WHAT THE EXERCISE ASKS
Only the lines from the start of the data below through the line that contains "const filter = 'M487.976" are to be copied, exactly and without pictures.

INFORMATION SUPPLIED
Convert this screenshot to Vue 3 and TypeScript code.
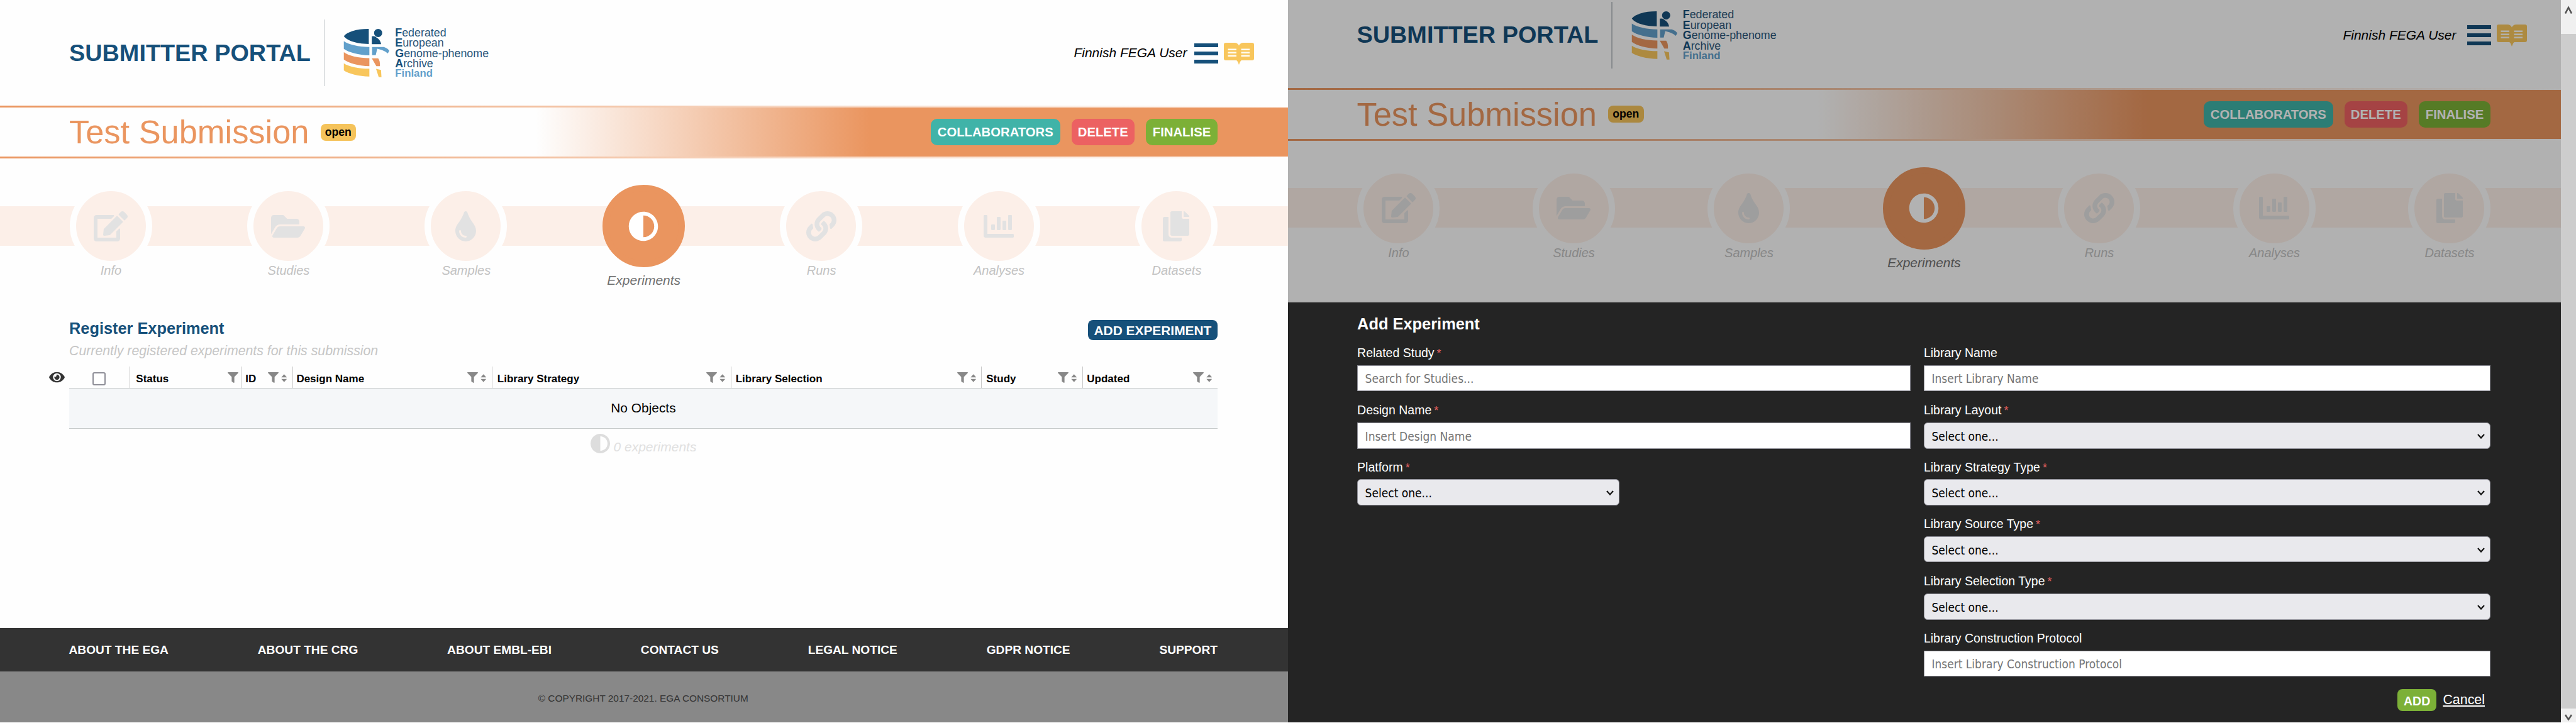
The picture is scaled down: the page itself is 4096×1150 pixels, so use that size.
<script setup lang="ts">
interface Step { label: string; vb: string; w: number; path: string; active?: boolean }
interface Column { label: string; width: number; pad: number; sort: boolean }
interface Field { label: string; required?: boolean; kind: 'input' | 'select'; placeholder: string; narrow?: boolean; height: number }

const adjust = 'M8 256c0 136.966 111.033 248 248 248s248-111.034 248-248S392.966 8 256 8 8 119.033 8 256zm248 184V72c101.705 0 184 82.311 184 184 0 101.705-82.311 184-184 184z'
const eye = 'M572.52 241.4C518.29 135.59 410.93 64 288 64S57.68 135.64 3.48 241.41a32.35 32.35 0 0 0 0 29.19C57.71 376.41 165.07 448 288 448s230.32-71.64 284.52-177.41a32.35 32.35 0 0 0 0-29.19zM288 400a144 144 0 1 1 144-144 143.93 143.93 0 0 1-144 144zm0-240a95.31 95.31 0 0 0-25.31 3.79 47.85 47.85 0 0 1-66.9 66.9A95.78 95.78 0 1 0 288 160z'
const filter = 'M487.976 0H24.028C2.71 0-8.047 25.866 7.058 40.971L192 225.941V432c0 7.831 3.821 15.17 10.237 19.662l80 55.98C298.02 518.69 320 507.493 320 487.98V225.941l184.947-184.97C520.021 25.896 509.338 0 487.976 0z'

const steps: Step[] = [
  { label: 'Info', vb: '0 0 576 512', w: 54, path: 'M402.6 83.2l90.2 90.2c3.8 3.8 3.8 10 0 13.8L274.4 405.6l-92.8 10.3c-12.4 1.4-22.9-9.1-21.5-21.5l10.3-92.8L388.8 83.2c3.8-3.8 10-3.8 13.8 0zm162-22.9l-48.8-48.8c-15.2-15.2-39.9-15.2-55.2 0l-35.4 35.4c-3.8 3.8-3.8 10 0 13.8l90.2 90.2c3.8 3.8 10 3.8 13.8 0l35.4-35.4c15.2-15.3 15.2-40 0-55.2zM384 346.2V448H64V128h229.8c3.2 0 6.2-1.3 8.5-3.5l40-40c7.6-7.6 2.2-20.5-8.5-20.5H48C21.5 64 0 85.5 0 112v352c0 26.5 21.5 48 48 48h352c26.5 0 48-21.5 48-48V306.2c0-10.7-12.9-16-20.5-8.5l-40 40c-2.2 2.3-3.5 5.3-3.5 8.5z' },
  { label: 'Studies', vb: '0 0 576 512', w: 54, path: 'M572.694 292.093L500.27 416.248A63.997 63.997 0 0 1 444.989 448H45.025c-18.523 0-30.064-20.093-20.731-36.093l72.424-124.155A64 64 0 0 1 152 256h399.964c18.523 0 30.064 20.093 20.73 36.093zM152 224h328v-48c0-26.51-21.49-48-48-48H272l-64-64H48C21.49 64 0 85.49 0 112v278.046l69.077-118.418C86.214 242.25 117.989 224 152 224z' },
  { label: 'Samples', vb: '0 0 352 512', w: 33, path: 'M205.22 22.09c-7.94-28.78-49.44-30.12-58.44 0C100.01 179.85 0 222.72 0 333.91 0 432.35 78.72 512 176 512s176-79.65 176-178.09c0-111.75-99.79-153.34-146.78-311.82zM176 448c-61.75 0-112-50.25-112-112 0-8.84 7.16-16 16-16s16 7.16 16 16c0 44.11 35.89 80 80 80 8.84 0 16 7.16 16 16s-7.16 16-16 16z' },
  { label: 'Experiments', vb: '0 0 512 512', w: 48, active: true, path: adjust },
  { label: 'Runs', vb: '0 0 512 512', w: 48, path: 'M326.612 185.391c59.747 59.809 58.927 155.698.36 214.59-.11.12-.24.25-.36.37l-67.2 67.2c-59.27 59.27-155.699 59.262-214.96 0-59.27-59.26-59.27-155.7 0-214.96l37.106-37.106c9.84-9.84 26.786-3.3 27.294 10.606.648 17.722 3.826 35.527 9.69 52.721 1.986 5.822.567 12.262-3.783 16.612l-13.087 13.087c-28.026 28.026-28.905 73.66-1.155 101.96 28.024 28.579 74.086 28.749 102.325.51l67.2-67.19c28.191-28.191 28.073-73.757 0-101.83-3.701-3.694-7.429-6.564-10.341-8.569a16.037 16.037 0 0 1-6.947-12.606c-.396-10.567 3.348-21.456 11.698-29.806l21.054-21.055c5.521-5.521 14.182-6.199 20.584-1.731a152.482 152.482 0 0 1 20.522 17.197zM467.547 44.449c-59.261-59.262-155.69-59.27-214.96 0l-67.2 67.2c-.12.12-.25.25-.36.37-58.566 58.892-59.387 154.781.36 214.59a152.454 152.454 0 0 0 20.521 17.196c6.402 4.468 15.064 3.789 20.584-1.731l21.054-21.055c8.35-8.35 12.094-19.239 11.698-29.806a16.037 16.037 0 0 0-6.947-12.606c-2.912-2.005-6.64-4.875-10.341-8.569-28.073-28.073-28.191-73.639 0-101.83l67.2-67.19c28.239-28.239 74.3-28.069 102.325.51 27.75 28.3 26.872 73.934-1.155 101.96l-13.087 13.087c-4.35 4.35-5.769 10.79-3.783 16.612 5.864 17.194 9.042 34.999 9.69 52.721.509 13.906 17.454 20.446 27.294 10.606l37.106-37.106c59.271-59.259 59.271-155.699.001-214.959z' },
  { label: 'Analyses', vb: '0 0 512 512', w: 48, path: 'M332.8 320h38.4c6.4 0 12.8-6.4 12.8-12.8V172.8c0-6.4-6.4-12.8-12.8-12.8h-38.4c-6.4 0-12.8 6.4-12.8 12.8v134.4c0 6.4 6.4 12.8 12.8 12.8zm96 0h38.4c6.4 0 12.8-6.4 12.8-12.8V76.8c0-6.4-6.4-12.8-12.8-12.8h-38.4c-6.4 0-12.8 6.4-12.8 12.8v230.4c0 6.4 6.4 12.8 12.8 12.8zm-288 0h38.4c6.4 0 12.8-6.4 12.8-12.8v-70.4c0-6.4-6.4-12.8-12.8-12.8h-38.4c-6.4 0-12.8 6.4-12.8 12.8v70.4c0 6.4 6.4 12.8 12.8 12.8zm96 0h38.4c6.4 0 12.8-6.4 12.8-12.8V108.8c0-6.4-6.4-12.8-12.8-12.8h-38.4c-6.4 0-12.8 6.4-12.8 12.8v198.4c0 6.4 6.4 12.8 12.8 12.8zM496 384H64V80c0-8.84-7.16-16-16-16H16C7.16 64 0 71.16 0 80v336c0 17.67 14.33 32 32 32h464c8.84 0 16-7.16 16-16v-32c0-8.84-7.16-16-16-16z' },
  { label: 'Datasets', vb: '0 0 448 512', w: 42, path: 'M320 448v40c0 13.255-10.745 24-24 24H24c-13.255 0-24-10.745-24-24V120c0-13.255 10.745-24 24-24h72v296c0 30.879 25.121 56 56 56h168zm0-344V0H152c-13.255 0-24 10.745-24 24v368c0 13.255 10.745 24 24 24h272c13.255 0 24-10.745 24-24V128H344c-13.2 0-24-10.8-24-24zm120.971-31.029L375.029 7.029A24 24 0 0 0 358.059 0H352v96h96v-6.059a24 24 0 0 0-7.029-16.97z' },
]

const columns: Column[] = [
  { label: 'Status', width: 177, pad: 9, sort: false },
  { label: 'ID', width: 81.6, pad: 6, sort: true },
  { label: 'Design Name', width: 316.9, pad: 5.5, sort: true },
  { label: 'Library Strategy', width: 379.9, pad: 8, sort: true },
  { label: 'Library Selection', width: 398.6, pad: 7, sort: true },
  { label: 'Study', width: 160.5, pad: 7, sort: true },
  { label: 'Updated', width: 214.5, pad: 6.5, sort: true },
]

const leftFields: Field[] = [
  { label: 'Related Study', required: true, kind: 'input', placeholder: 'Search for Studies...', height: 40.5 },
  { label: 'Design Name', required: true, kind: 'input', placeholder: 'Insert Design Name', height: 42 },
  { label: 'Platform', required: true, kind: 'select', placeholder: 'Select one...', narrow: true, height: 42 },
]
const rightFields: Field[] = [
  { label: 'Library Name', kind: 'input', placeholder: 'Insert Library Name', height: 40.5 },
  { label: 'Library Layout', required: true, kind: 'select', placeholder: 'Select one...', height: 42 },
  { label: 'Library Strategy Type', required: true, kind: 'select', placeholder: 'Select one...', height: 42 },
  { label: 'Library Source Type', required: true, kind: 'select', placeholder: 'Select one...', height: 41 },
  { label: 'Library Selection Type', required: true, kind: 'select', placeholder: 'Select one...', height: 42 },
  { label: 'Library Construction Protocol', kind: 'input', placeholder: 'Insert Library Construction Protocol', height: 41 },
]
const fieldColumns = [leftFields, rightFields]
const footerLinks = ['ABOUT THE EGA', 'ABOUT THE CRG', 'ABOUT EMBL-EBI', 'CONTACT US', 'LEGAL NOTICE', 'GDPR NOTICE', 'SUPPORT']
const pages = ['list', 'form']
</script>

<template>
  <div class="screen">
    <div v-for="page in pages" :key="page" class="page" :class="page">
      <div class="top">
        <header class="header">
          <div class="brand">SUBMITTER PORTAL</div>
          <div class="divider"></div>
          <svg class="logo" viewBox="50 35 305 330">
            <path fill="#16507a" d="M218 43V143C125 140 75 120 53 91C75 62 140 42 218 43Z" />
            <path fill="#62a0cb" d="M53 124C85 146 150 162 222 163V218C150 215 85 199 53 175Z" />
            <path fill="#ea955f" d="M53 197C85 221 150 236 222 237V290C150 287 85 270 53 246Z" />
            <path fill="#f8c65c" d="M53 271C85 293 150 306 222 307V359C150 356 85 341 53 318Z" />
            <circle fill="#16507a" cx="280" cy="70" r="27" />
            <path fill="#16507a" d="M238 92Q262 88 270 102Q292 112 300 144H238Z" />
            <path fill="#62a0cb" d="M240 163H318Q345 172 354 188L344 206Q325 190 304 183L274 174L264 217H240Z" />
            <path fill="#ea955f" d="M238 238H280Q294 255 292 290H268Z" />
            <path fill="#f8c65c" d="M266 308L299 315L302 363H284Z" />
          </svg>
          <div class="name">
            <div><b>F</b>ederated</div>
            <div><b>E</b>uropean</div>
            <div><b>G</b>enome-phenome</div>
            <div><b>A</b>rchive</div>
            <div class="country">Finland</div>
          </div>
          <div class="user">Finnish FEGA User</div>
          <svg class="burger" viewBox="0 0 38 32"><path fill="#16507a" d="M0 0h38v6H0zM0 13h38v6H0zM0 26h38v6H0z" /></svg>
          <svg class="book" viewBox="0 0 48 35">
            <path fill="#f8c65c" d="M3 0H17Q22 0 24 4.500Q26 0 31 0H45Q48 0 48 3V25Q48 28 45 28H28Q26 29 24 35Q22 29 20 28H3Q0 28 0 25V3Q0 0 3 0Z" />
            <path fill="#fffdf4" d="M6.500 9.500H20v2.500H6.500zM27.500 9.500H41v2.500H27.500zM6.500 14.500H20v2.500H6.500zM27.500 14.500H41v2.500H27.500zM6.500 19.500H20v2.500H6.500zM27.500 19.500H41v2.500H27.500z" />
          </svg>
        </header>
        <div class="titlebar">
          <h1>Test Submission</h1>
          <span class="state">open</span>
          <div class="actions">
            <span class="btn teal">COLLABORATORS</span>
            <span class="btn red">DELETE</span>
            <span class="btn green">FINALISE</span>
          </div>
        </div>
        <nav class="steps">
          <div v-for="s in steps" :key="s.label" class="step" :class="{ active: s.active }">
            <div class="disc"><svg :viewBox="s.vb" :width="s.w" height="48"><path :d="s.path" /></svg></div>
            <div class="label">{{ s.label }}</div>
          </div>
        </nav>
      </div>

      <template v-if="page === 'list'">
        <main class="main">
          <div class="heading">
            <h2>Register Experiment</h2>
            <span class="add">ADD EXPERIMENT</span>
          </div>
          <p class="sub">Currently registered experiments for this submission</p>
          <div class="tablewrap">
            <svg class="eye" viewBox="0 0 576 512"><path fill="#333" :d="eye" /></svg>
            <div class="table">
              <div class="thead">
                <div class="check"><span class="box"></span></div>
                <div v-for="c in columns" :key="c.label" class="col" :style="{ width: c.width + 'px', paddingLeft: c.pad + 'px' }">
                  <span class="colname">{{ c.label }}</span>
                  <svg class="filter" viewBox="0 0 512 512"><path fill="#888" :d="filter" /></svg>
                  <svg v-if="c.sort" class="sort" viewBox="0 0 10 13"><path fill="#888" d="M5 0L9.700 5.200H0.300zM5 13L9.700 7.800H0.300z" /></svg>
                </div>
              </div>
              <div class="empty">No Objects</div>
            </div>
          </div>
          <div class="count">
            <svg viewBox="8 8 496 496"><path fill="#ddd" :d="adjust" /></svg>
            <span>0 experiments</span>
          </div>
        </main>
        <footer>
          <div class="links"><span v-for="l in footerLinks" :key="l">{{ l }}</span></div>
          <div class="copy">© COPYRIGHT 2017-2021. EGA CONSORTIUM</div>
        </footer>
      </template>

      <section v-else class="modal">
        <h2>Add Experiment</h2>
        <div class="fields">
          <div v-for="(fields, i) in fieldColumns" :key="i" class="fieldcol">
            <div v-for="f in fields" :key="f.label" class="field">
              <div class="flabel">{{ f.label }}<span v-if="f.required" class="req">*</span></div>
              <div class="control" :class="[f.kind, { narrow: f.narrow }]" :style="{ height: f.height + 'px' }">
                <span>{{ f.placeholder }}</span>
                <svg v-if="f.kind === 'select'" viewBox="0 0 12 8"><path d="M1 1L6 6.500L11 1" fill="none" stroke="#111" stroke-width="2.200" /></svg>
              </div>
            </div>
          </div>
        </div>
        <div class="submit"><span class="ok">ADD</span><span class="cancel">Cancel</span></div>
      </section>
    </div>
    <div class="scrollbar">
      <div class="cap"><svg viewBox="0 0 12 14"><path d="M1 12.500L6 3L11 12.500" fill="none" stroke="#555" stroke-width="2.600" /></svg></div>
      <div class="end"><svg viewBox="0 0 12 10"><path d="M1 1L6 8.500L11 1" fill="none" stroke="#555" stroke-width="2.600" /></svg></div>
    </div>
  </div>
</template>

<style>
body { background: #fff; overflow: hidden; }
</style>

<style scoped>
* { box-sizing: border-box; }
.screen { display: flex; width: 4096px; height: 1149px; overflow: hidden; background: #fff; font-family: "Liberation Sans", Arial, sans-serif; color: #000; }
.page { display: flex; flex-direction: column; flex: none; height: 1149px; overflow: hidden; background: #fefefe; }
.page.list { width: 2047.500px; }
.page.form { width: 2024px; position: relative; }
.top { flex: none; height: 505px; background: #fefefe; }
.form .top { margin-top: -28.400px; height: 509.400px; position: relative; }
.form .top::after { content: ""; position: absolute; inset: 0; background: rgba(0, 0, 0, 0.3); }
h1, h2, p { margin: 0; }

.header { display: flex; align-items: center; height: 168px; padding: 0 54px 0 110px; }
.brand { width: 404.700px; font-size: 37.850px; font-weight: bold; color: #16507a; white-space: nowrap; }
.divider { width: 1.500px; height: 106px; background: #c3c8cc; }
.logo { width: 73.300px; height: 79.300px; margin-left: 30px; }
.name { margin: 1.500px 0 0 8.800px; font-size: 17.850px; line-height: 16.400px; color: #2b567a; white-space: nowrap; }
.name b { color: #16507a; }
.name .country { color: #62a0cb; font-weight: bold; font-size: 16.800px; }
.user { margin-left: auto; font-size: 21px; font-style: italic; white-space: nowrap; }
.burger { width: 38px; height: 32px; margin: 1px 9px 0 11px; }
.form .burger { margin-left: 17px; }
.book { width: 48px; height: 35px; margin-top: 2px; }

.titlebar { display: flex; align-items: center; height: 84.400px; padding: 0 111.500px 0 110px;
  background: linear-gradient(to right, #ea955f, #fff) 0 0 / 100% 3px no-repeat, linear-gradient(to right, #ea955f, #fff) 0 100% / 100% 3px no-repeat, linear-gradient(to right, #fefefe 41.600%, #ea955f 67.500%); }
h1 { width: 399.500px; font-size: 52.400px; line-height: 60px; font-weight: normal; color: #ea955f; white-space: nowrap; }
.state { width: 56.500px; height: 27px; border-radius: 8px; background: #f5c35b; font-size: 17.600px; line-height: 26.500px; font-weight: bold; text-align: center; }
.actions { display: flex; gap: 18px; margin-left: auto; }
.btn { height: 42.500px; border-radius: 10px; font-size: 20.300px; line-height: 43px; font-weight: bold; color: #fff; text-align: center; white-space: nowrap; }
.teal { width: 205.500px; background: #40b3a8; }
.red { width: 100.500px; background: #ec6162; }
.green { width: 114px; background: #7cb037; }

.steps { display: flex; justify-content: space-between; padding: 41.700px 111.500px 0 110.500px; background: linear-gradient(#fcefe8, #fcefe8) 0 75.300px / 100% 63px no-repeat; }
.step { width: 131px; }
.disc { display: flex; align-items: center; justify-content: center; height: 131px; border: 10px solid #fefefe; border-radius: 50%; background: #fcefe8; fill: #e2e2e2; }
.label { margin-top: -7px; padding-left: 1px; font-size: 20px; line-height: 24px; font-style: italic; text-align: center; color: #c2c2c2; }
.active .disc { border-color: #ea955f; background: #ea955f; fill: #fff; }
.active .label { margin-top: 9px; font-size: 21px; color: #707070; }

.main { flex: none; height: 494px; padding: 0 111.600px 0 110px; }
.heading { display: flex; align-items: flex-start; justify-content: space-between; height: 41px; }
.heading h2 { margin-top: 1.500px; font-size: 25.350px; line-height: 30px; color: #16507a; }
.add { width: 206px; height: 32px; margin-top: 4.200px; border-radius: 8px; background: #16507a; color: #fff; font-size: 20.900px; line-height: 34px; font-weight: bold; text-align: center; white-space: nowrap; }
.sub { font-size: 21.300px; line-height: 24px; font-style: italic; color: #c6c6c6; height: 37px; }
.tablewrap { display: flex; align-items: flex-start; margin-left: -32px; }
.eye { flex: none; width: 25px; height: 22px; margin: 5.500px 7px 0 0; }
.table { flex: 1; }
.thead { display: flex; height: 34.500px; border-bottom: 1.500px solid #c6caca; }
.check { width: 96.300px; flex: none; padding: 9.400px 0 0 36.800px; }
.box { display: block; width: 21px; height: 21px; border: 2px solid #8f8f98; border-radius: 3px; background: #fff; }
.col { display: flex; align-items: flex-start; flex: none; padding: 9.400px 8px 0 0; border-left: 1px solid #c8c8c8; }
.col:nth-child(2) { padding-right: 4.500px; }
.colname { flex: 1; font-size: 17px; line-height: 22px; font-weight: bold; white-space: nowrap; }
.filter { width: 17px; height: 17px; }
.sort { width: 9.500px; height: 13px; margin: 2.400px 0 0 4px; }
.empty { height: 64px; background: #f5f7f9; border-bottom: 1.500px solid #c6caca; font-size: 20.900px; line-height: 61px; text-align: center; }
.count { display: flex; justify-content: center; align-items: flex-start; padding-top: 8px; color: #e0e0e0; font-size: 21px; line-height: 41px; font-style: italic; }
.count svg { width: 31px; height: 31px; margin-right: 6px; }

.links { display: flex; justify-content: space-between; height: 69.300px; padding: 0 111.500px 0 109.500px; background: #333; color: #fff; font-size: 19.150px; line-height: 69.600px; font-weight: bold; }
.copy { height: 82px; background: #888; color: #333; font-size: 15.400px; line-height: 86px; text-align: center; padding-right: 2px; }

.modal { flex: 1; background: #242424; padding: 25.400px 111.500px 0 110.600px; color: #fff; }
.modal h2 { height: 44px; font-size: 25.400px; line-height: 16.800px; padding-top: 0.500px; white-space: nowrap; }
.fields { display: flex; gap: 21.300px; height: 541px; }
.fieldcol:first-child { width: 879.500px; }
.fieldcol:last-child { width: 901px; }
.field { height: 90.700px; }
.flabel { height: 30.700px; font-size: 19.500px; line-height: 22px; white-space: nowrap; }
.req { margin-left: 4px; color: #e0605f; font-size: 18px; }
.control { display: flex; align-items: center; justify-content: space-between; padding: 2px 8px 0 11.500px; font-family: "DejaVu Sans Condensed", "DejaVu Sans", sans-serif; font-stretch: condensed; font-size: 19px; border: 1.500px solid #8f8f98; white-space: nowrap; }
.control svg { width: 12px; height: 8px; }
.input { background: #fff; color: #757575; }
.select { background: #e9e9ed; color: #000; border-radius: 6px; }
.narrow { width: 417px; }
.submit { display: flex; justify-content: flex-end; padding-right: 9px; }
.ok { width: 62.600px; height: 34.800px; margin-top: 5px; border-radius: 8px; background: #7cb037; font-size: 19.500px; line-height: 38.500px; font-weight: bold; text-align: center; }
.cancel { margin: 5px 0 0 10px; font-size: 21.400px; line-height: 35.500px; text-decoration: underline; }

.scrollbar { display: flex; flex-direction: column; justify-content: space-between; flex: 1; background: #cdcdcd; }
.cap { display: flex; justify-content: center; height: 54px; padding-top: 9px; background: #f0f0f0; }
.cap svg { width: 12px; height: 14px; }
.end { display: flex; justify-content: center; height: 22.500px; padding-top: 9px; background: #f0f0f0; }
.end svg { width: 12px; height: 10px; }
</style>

SOLUTION TO THE PROBLEM
Convert this screenshot to Vue 3 and TypeScript code.
The picture is scaled down: the page itself is 4096×1150 pixels, so use that size.
<script setup lang="ts">
interface Step { label: string; vb: string; w: number; path: string; active?: boolean }
interface Column { label: string; width: number; pad: number; sort: boolean }
interface Field { label: string; required?: boolean; kind: 'input' | 'select'; placeholder: string; narrow?: boolean; height: number }

const adjust = 'M8 256c0 136.966 111.033 248 248 248s248-111.034 248-248S392.966 8 256 8 8 119.033 8 256zm248 184V72c101.705 0 184 82.311 184 184 0 101.705-82.311 184-184 184z'
const eye = 'M572.52 241.4C518.29 135.59 410.93 64 288 64S57.68 135.64 3.48 241.41a32.35 32.35 0 0 0 0 29.19C57.71 376.41 165.07 448 288 448s230.32-71.64 284.52-177.41a32.35 32.35 0 0 0 0-29.19zM288 400a144 144 0 1 1 144-144 143.93 143.93 0 0 1-144 144zm0-240a95.31 95.31 0 0 0-25.31 3.79 47.85 47.85 0 0 1-66.9 66.9A95.78 95.78 0 1 0 288 160z'
const filter = 'M487.976 0H24.028C2.71 0-8.047 25.866 7.058 40.971L192 225.941V432c0 7.831 3.821 15.17 10.237 19.662l80 55.98C298.02 518.69 320 507.493 320 487.98V225.941l184.947-184.97C520.021 25.896 509.338 0 487.976 0z'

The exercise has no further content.